● **MATERIAL PROVIDED**

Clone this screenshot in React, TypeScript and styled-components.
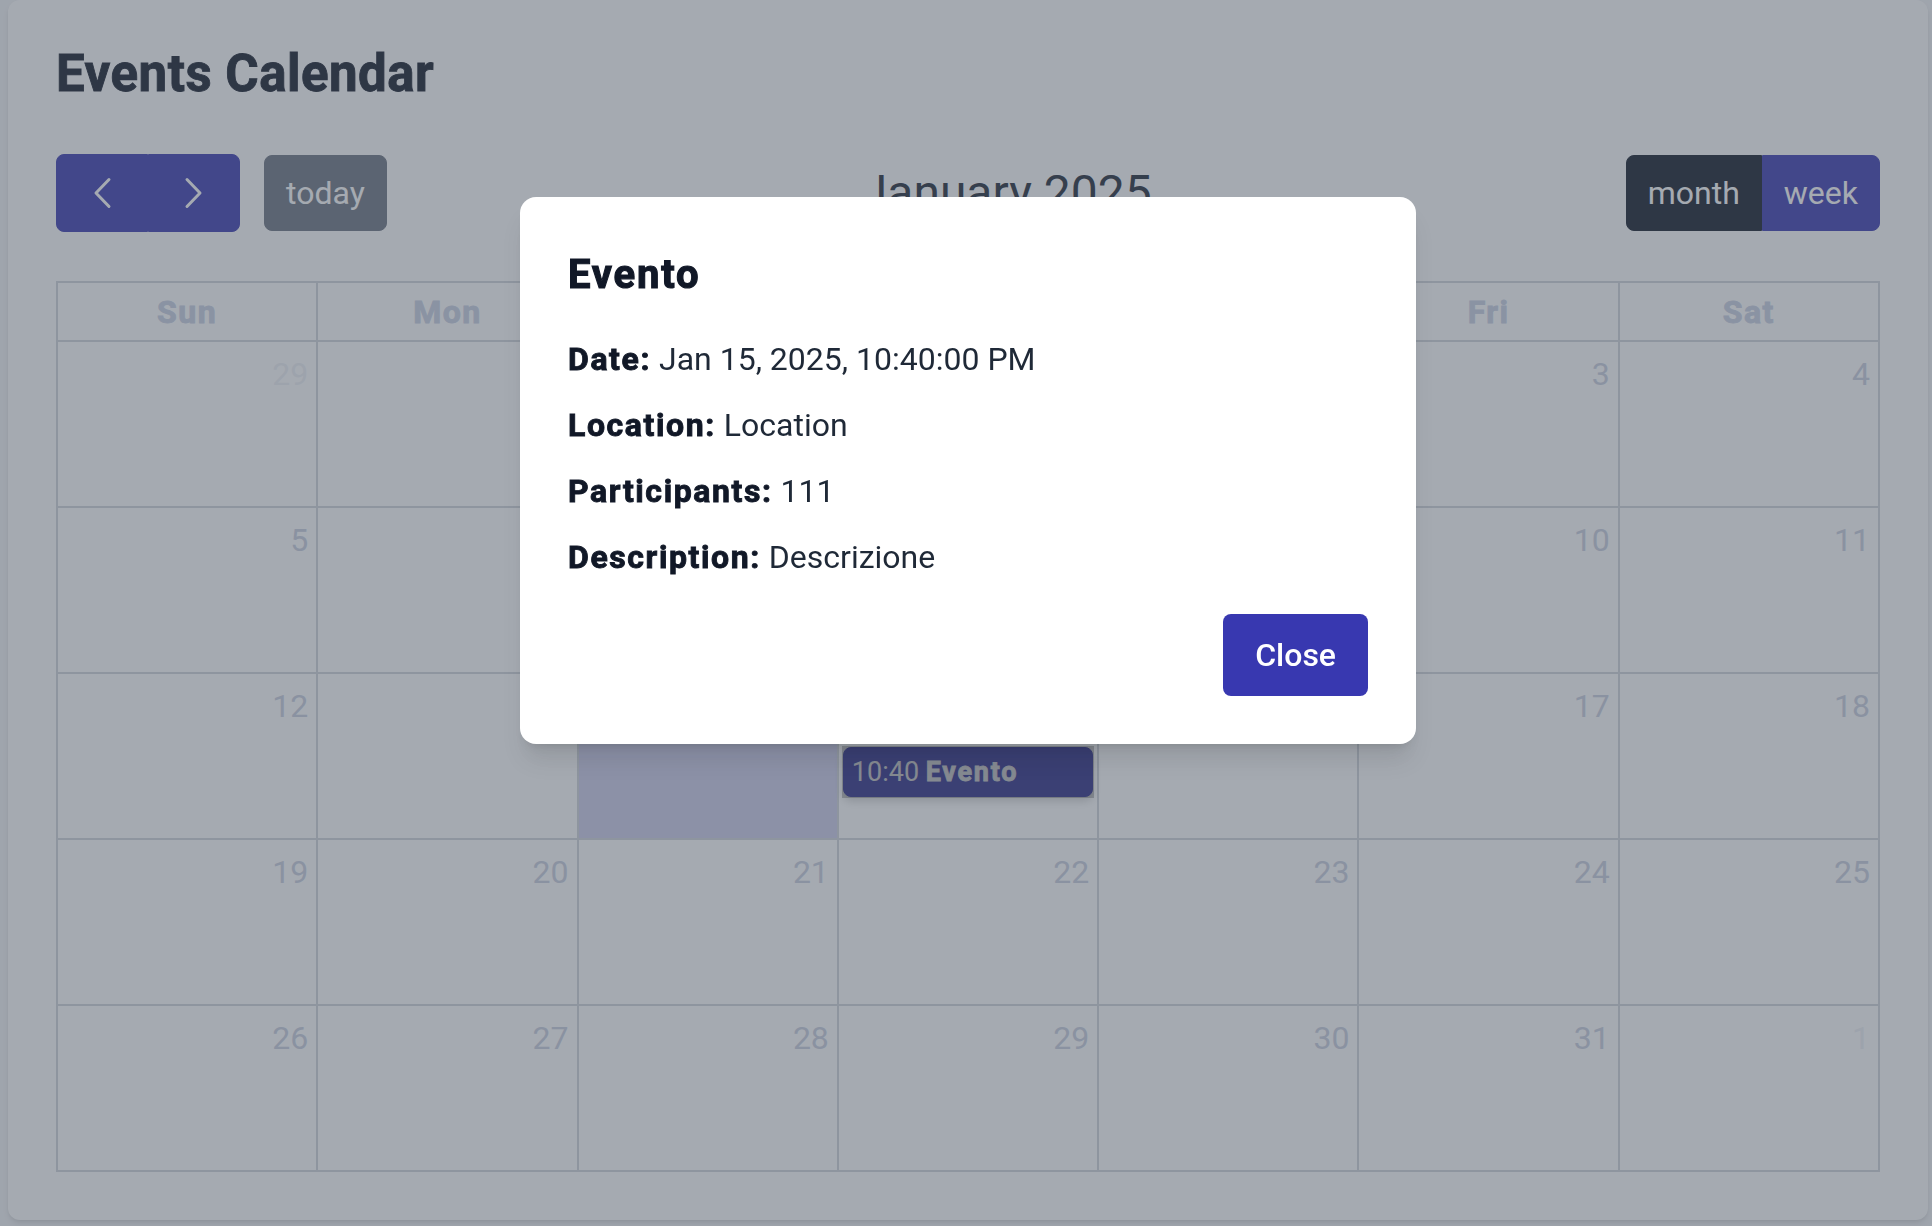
import React from "react";
import styled, { createGlobalStyle, css } from "styled-components";

const GlobalStyle = createGlobalStyle`
  html, body {
    margin: 0;
    padding: 0;
  }
  body {
    background: #f3f4f6;
    font-family: Roboto, "Liberation Sans", Arial, sans-serif;
    color: #111827;
  }
  *, *::before, *::after {
    box-sizing: border-box;
  }
`;

const INDIGO = "#3838b0";
const LINE = "#d1d5db";

/* Heavy (black-like) weight: bold face thickened and slightly widened */
const heavy = (stroke: number, spacing: number) => css`
  font-weight: 700;
  -webkit-text-stroke: ${stroke}px currentColor;
  letter-spacing: ${spacing}px;
`;

const Page = styled.div`
  padding: 0 4px 6px 8px;
`;

const Card = styled.main`
  width: 1920px;
  background: #ffffff;
  border-radius: 12px;
  box-shadow: 0 4px 6px -1px rgba(0, 0, 0, 0.1), 0 2px 4px -2px rgba(0, 0, 0, 0.1);
  padding: 44px 48px 48px;
`;

const PageTitle = styled.h1`
  margin: 0 0 50px;
  font-size: 51px;
  line-height: 60px;
  ${heavy(0.9, 0.5)}
  color: #111827;
`;

const Toolbar = styled.div`
  display: flex;
  justify-content: space-between;
  align-items: center;
  height: 78px;
  margin-bottom: 49px;
`;

const Chunk = styled.div`
  display: flex;
  align-items: center;
  gap: 24px;
`;

const ButtonGroup = styled.div`
  display: flex;
  align-items: stretch;
`;

type Variant = "primary" | "muted" | "dark";
type Pos = "left" | "right" | "single";

const bgFor = (v: Variant) => (v === "primary" ? INDIGO : v === "dark" ? "#111827" : "#6b7280");

const radiusFor = (p: Pos) =>
  p === "left" ? "8px 0 0 8px" : p === "right" ? "0 8px 8px 0" : "8px";

const ToolButton = styled.button<{ $variant: Variant; $pos: Pos; $tall?: boolean }>`
  display: flex;
  align-items: center;
  justify-content: center;
  font-family: inherit;
  font-size: 32px;
  line-height: 48px;
  font-weight: 400;
  color: #ffffff;
  background: ${(p) => bgFor(p.$variant)};
  border: 1px solid ${(p) => bgFor(p.$variant)};
  border-radius: ${(p) => radiusFor(p.$pos)};
  height: ${(p) => (p.$tall ? "78px" : "76px")};
  padding: 0 21px;
  cursor: pointer;
`;

const IconBox = styled.span`
  display: flex;
  align-items: center;
  justify-content: center;
  width: 48px;
  height: 48px;
`;

const MonthTitle = styled.h2`
  margin: 0;
  font-size: 48px;
  line-height: 56px;
  font-weight: 400;
  color: #1f2937;
`;

const Grid = styled.div`
  display: grid;
  grid-template-columns: repeat(7, 1fr);
  border-top: 2px solid ${LINE};
  border-left: 2px solid ${LINE};
`;

const HeadCell = styled.div`
  height: 59px;
  border-right: 2px solid ${LINE};
  border-bottom: 2px solid ${LINE};
  display: flex;
  align-items: center;
  justify-content: center;
  font-size: 32px;
  line-height: 48px;
  ${heavy(0.9, 1.5)}
  color: #c9d0e3;
`;

const DayCell = styled.div<{ $today?: boolean }>`
  height: 166px;
  min-width: 0;
  border-right: 2px solid ${LINE};
  border-bottom: 2px solid ${LINE};
  background: ${(p) => (p.$today ? "rgba(56, 56, 176, 0.25)" : "transparent")};
  display: flex;
  flex-direction: column;
`;

const DayNumber = styled.div<{ $other?: boolean }>`
  align-self: flex-end;
  padding: 8px;
  font-size: 32px;
  line-height: 48px;
  color: #c9cede;
  opacity: ${(p) => (p.$other ? 0.3 : 1)};
`;

const EventChip = styled.div`
  position: relative;
  margin: 9px 4px 0;
  height: 50px;
  border-radius: 8px;
  background: ${INDIGO};
  border: 1px solid ${INDIGO};
  color: #ffffff;
  font-size: 27px;
  line-height: 48px;
  padding: 0 8px;
  white-space: nowrap;
  box-shadow: 0 4px 10px rgba(0, 0, 0, 0.2);

  &::after {
    content: "";
    position: absolute;
    inset: -2px;
    background: rgba(0, 0, 0, 0.25);
  }
`;

const EventTitle = styled.b`
  ${heavy(0.8, 1.7)}
`;

const Backdrop = styled.div`
  position: fixed;
  inset: 0;
  background: rgba(75, 85, 99, 0.5);
  display: flex;
  justify-content: center;
  align-items: flex-start;
  padding: 197px 0 0 4px;
  z-index: 10;
`;

const Dialog = styled.div`
  width: 896px;
  background: #ffffff;
  border-radius: 16px;
  padding: 48px;
  box-shadow: 0 20px 25px -5px rgba(0, 0, 0, 0.1), 0 8px 10px -6px rgba(0, 0, 0, 0.1);
`;

const DialogTitle = styled.h2`
  margin: 0 0 30px;
  font-size: 40px;
  line-height: 60px;
  ${heavy(1.1, 1.8)}
  color: #111827;
`;

const DetailList = styled.div`
  display: flex;
  flex-direction: column;
  gap: 18px;
`;

const Detail = styled.p`
  margin: 0;
  font-size: 32px;
  line-height: 48px;
  color: #1f2937;
`;

const Label = styled.strong`
  ${heavy(0.9, 1.6)}
  color: #111827;
`;

const Footer = styled.div`
  display: flex;
  justify-content: flex-end;
  margin-top: 33px;
`;

const CloseButton = styled.button`
  font-family: inherit;
  font-size: 32px;
  line-height: 48px;
  font-weight: 500;
  padding: 17px 32px;
  border: none;
  border-radius: 8px;
  background: ${INDIGO};
  color: #ffffff;
  cursor: pointer;
`;

const Chevron = ({ dir }: { dir: "left" | "right" }) => (
  <svg width="20" height="32" viewBox="0 0 20 32" fill="none">
    <polyline
      points={dir === "left" ? "17,2.5 4,16 17,29.5" : "3,2.5 16,16 3,29.5"}
      stroke="currentColor"
      strokeWidth="3"
      strokeLinecap="round"
      strokeLinejoin="round"
    />
  </svg>
);

const DAYS = ["Sun", "Mon", "Tue", "Wed", "Thu", "Fri", "Sat"];

type Day = { n: number; other?: boolean; today?: boolean; event?: boolean };

const buildWeeks = (): Day[][] => {
  const cells: Day[] = [
    { n: 29, other: true },
    { n: 30, other: true },
    { n: 31, other: true },
  ];
  for (let d = 1; d <= 31; d++) {
    cells.push({ n: d, today: d === 14, event: d === 15 });
  }
  cells.push({ n: 1, other: true });
  const weeks: Day[][] = [];
  for (let i = 0; i < cells.length; i += 7) weeks.push(cells.slice(i, i + 7));
  return weeks;
};

export default function App() {
  const weeks = buildWeeks();
  return (
    <>
      <GlobalStyle />
      <Page>
        <Card>
          <PageTitle>Events Calendar</PageTitle>
          <Toolbar>
            <Chunk>
              <ButtonGroup>
                <ToolButton $variant="primary" $pos="left" $tall aria-label="prev">
                  <IconBox>
                    <Chevron dir="left" />
                  </IconBox>
                </ToolButton>
                <ToolButton $variant="primary" $pos="right" $tall aria-label="next">
                  <IconBox>
                    <Chevron dir="right" />
                  </IconBox>
                </ToolButton>
              </ButtonGroup>
              <ToolButton $variant="muted" $pos="single">today</ToolButton>
            </Chunk>
            <MonthTitle>January 2025</MonthTitle>
            <ButtonGroup>
              <ToolButton $variant="dark" $pos="left">month</ToolButton>
              <ToolButton $variant="primary" $pos="right">week</ToolButton>
            </ButtonGroup>
          </Toolbar>
          <Grid>
            {DAYS.map((d) => (
              <HeadCell key={d}>{d}</HeadCell>
            ))}
            {weeks.map((week, wi) =>
              week.map((day, di) => (
                <DayCell key={`${wi}-${di}`} $today={day.today}>
                  <DayNumber $other={day.other}>{day.n}</DayNumber>
                  {day.event && (
                    <EventChip>
                      10:40 <EventTitle>Evento</EventTitle>
                    </EventChip>
                  )}
                </DayCell>
              ))
            )}
          </Grid>
        </Card>
      </Page>
      <Backdrop>
        <Dialog>
          <DialogTitle>Evento</DialogTitle>
          <DetailList>
            <Detail>
              <Label>Date:</Label> Jan 15, 2025, 10:40:00 PM
            </Detail>
            <Detail>
              <Label>Location:</Label> Location
            </Detail>
            <Detail>
              <Label>Participants:</Label> 111
            </Detail>
            <Detail>
              <Label>Description:</Label> Descrizione
            </Detail>
          </DetailList>
          <Footer>
            <CloseButton>Close</CloseButton>
          </Footer>
        </Dialog>
      </Backdrop>
    </>
  );
}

● **DIRECTIONS FOR THIS TASK**
Check each line in the listing above for the string "components", then report how many lines contain it, with no other text.

● **OUTPUT**
2